Bu etki genellikle pek uğurlu bulunmaz ve sıkıntılı olaylara işaret eder.
Son fakat önemli bir diğer ayrıntı olarak:
Gökyüzünde gezegenler birbirlerine 6/8 dizilimi ile kötücül enerji yayıyor olacaklar.
* Uranüs-Mars-(Jüpiter) arasında, neredeyse tüm Haziran ayı boyunca;
* 20 Haziran itibariyle Merkür’ ün Yengeç Burcuna geçişi ile birlikte, Venüs-Merkür ve Retro Satürn arasında
* 23 Haziran seçim günü ise bu 2 kombinasyona ek olarak Ay’ ın da katılımı ile bir 3. Sıkıntılı kombinasyon daha gökyüzündeki negatif etkiyi bir kez daha perçinliyor olacak.
Haziran ayı ve belirlenen seçim günü civarındaki tüm etkiler, sonucun Türkiye açısından büyük bir değişim sürecini tetikleyecek, dönüştürücü bir etkiye aracılık edeceğini göstermektedir.
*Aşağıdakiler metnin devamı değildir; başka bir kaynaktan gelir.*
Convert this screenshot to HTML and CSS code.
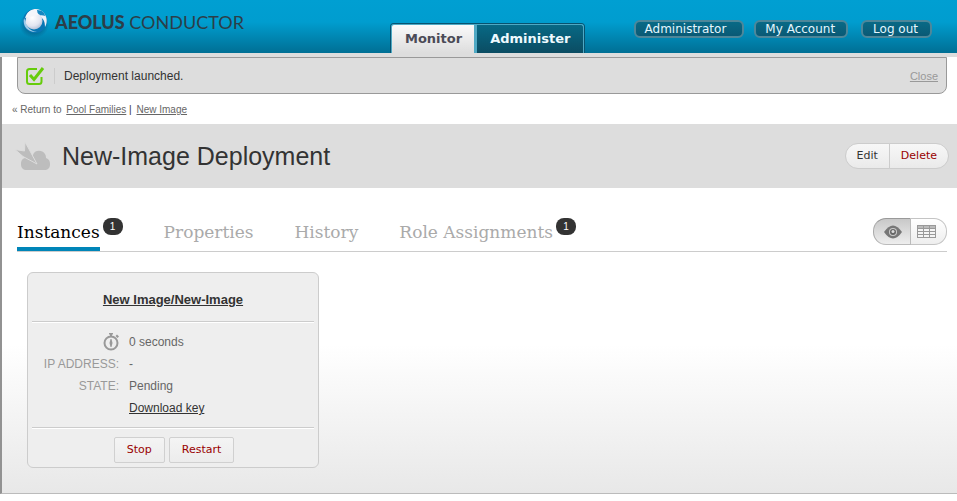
FILE: index.html
```html
<!DOCTYPE html>
<html lang="en">
<head>
<meta charset="utf-8">
<title>Aeolus Conductor</title>
<link rel="stylesheet" href="styles.css">
</head>
<body>
<header class="masthead">
  <a class="brand" href="#">
    <svg class="brand-mark" viewBox="0 0 32 34" aria-hidden="true">
      <defs>
        <radialGradient id="ball" cx=".4" cy=".3" r=".75"><stop offset="0" stop-color="#fff"/><stop offset=".65" stop-color="#e2e5f0"/><stop offset="1" stop-color="#aebbd2"/></radialGradient>
        <radialGradient id="shade"><stop offset=".6" stop-color="#06618c" stop-opacity=".7"/><stop offset="1" stop-color="#06618c" stop-opacity="0"/></radialGradient>
      </defs>
      <ellipse cx="14" cy="20" rx="15" ry="13" fill="url(#shade)"/>
      <circle cx="15" cy="16" r="12" fill="#0876b4"/>
      <path d="M7 10C10 3 19 2 24 8c4 5 3 11 1 14 0-6-2-9-5-10z" fill="#eef1f8"/>
      <path d="M4 13c-2 9 5 15 13 14-7-1-10-5-11-10z" fill="#9dcbe8"/>
      <path d="M17 5c5 0 8 3 8 6-2-1-5-1-8 0z" fill="#1588c2"/>
      <circle cx="14" cy="16" r="8.500" fill="url(#ball)"/>
      <path d="M5 13C7 6 12 4 17 5l1 5z" fill="#f4f6fb"/>
    </svg>
    <span class="brand-name"><b>AEOLUS</b> CONDUCTOR</span>
  </a>
  <nav class="sections">
    <a class="section current" href="#">Monitor</a>
    <a class="section" href="#">Administer</a>
  </nav>
  <nav class="account">
    <a class="pill pill-user" href="#">Administrator</a>
    <a class="pill pill-account" href="#">My Account</a>
    <a class="pill pill-logout" href="#">Log out</a>
  </nav>
</header>
<main class="page">
  <div class="flash" role="status">
    <svg class="flash-icon" viewBox="0 0 20 20" aria-hidden="true"><path d="M12 3H4.500Q2 3 2 5.500V15.500Q2 18 4.500 18H14Q16.500 18 16.500 15.500V11" fill="none" stroke="#66cc0c" stroke-width="2"/><path d="M5 9l4 4.500L18 2" fill="none" stroke="#66cc0c" stroke-width="3"/></svg>
    <p class="flash-text">Deployment launched.</p>
    <a class="flash-close" href="#">Close</a>
  </div>
  <nav class="crumbs">« Return to <a href="#">Pool Families</a> <b class="bar">|</b> <a href="#">New Image</a></nav>
  <div class="title-band">
    <svg class="title-icon" viewBox="0 0 36 30" aria-hidden="true"><path d="M6 23c0-4 2-6 5-6h7V14c1-5 9-6 12-1 1 2 1 3 1 4 3 1 4 3 4 6 0 4-2 6-6 6H12c-4 0-6-2-6-6z" fill="#bdbdbd"/><path d="M0 8.500L9.500 10 10 1l5 9L22 23 8 15.500z" fill="#bdbdbd" stroke="#ddd"/></svg>
    <h1>New-Image Deployment</h1>
    <div class="title-actions">
      <button class="action" type="button">Edit</button><button class="action danger" type="button">Delete</button>
    </div>
  </div>
  <div class="tab-bar">
    <nav class="tabs">
      <a class="tab active" href="#"><span class="tab-label">Instances</span><span class="count">1</span></a>
      <a class="tab" href="#"><span class="tab-label">Properties</span></a>
      <a class="tab" href="#"><span class="tab-label">History</span></a>
      <a class="tab" href="#"><span class="tab-label">Role Assignments</span><span class="count">1</span></a>
    </nav>
    <div class="views">
      <button class="view pressed" type="button" aria-label="Pretty view"><svg width="20" height="14" viewBox="0 0 20 14"><path d="M1 7Q10-6 19 7 10 20 1 7z" fill="#777"/><circle cx="10" cy="7" r="4" fill="#ccc"/><circle cx="10" cy="7" r="3" fill="#666"/><circle cx="10" cy="6.500" r="1.500" fill="#ddd"/></svg></button><button class="view" type="button" aria-label="Table view"><svg width="19" height="13" viewBox="0 0 19 13"><path d="M0 0h19v13H0z" fill="#999"/><path d="M1 1h5v2H1zm6 0h5v2H7zm6 0h5v2h-5z" fill="#bbb"/><path d="M1 4h5v2H1zm6 0h5v2H7zm6 0h5v2h-5zM1 7h5v2H1zm6 0h5v2H7zm6 0h5v2h-5zM1 10h5v2H1zm6 0h5v2H7zm6 0h5v2h-5z" fill="#f5f5f5"/></svg></button>
    </div>
  </div>
  <article class="card">
    <h2><a href="#">New Image/New-Image</a></h2>
    <dl class="facts">
      <dt><svg class="clock" width="16" height="18" viewBox="0 0 16 18" role="img" aria-label="Uptime"><circle cx="8" cy="10" r="6.500" fill="none" stroke="#999" stroke-width="2"/><path d="M6 0h4v1.500H9V3H7V1.500H6zM12.500 3l1.500-1.500L16 3.500 14.500 5zM7.500 6h1l1 4-1 4h-1l-1-4z" fill="#999"/></svg></dt><dd>0 seconds</dd>
      <dt>IP ADDRESS:</dt><dd>-</dd>
      <dt>STATE:</dt><dd>Pending</dd>
      <dd class="key"><a href="#">Download key</a></dd>
    </dl>
    <div class="card-actions">
      <button type="button">Stop</button>
      <button type="button">Restart</button>
    </div>
  </article>
</main>
</body>
</html>
```
FILE: styles.css
```css
* { box-sizing: border-box; }
body {
  margin: 0;
  min-height: 100vh;
  display: flex;
  flex-direction: column;
  background: #fff;
  color: #333;
  font: 12px/16px "Liberation Sans", sans-serif;
}
a { color: inherit; }

/* Header */
.masthead {
  display: flex;
  height: 57px;
  padding: 0 25px 0 20px;
  border-bottom: 4px solid #ddd;
  background: linear-gradient(#009fd2 0, #009dcf 22px, #006f94 53px);
}
.brand {
  display: flex;
  align-items: flex-start;
  gap: 3px;
  width: 370px;
  padding-top: 5px;
  text-decoration: none;
}
.brand-mark { width: 32px; height: 34px; }
.brand-name { padding-top: 7px; color: #2c3e48; font: 400 18px/20px Lato, sans-serif; }
.brand-name b { font-weight: 900; }
.sections {
  display: flex;
  align-self: flex-end;
  height: 30px;
  border: 1px solid #075370;
  border-bottom: 0;
  border-radius: 4px 4px 0 0;
}
.section {
  padding: 0 13px;
  border: 1px solid #4fa9c4;
  border-width: 1px 1px 0 0;
  border-radius: 0 3px 0 0;
  background: linear-gradient(#086985, #0b4c62);
  color: #eefaff;
  font: bold 13px/27px "DejaVu Sans", sans-serif;
  text-decoration: none;
}
.section.current {
  padding-right: 12px;
  border-width: 1px 3px 0 1px;
  border-radius: 3px 0 0 0;
  background: linear-gradient(#fafafa, #ddd);
  color: #4b4b57;
}
.account { display: flex; margin-left: auto; padding-top: 20px; }
.pill {
  height: 18px;
  border: 2px solid #4d879a;
  border-radius: 6px;
  background: linear-gradient(#086a86, #0a5975);
  color: #e4f7ff;
  font: 12px/14px "DejaVu Sans", sans-serif;
  text-decoration: none;
}
.pill-user { padding: 0 16px 0 9px; }
.pill-account { margin-left: 10px; padding: 0 11px 0 9px; }
.pill-logout { margin-left: 13px; padding: 0 12px 0 10px; }

/* Page body */
.page {
  flex: 1;
  margin-bottom: 7px;
  border-left: 2px solid #929292;
  border-bottom: 1px solid #bbb;
  background: linear-gradient(#fff 66%, #e8e8e8);
}
.flash {
  display: flex;
  align-items: center;
  height: 37px;
  margin: 0 10px 0 15px;
  padding: 0 8px 0 7px;
  border: 1px solid #999;
  border-radius: 0 0 8px 8px;
  background: #ddd;
}
.flash-icon { width: 20px; height: 20px; }
.flash-text { margin: 0 0 0 9px; padding-left: 9px; border-left: 1px solid #ccc; }
.flash-close { margin-left: auto; color: #999; font-size: 11px; }
.crumbs { padding: 8px 10px 6px; color: #666; font-size: 10px; }
.crumbs a { margin-left: 2px; }
.bar { color: #333; font-weight: normal; }
.title-band {
  display: flex;
  align-items: center;
  height: 64px;
  padding: 0 8px 0 13px;
  background: #ddd;
}
.title-icon { width: 36px; height: 30px; }
h1 { margin: 0 0 0 11px; font-size: 25px; line-height: 30px; font-weight: normal; }
.title-actions { display: flex; margin-left: auto; }
.action {
  height: 26px;
  padding: 0 11px;
  border: 1px solid #ccc;
  border-radius: 13px 0 0 13px;
  background: linear-gradient(#f7f7f7, #eaeaea);
  color: #333;
  font: 11px/16px "DejaVu Sans", sans-serif;
}
.danger { margin-left: -1px; border-radius: 0 13px 13px 0; color: #900; }

/* Tabs */
.tab-bar {
  display: flex;
  justify-content: space-between;
  margin: 30px 10px 0 15px;
  border-bottom: 1px solid #ccc;
}
.tabs { display: flex; gap: 41px; }
.tab { display: flex; align-items: flex-start; gap: 3px; height: 33px; color: #aaa; text-decoration: none; }
.tab-label { height: 33px; font: 300 17px/28px "DejaVu Serif", serif; }
.active .tab-label { border-bottom: 4px solid #0085b8; color: #000; }
.count {
  width: 20px;
  border-radius: 8px;
  background: #333;
  color: #fff;
  font-size: 10px;
  line-height: 17px;
  text-align: center;
}
.views { display: flex; }
.view {
  display: flex;
  align-items: center;
  justify-content: center;
  width: 36px;
  height: 27px;
  padding: 0 4px 0 0;
  border: 1px solid #c4c4c4;
  border-left: 0;
  border-radius: 0 13px 13px 0;
  background: linear-gradient(#fff, #eee);
}
.view.pressed {
  width: 38px;
  padding: 0 0 0 2px;
  border: 1px solid #aaa;
  border-color: #999 #bbb #bbb #aaa;
  border-radius: 13px 0 0 13px;
  background: linear-gradient(#c8c8c8, #eee);
}

/* Instance card */
.card {
  width: 292px;
  margin: 20px 25px 25px;
  padding: 0 4px 4px;
  border: 1px solid #ccc;
  border-radius: 6px;
  background: #eee;
}
h2 {
  margin: 0;
  padding: 19px 0 13px;
  border-bottom: 1px solid #ccc;
  box-shadow: 0 1px #fff;
  font-size: 13px;
  line-height: 16px;
  text-align: center;
}
.facts {
  display: grid;
  grid-template-columns: 87px 1fr;
  grid-auto-rows: 22px;
  column-gap: 10px;
  margin: 0;
  padding: 9px 0 8px;
  line-height: 22px;
}
dt { color: #999; text-align: right; }
dd { margin: 0; color: #666; }
.key { grid-column: 2; color: #333; }
.clock { display: block; margin: 2px 0 0 auto; }
.card-actions {
  display: flex;
  justify-content: center;
  gap: 4px;
  padding: 9px 0 0 2px;
  border-top: 1px solid #ccc;
  box-shadow: inset 0 1px #fff;
}
.card-actions button {
  height: 26px;
  padding: 0 12px;
  border: 1px solid #d0d0d0;
  border-radius: 2px;
  background: linear-gradient(#f4f4f4, #ececec);
  color: #900;
  font: 11px/16px "DejaVu Sans", sans-serif;
}
```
Dünya gündemi de son derece hızlı gelişmelere gebe olduğundan, her an her şeyin olmasına hazır ve hızla değişen etkilerin içerisinden geçiyor olacağız.
İzleyip, hep beraber göreceğiz…
Bu sebeple ve siyasi kavgalardan uzak durmak maksadı ile seçim sonucu ile ilgili yorum yapmaktan özellikle geri durduğumu ve bu konu ile ilgili sorularınızı yanıtlamayacağımı şimdiden belirtmek isterim.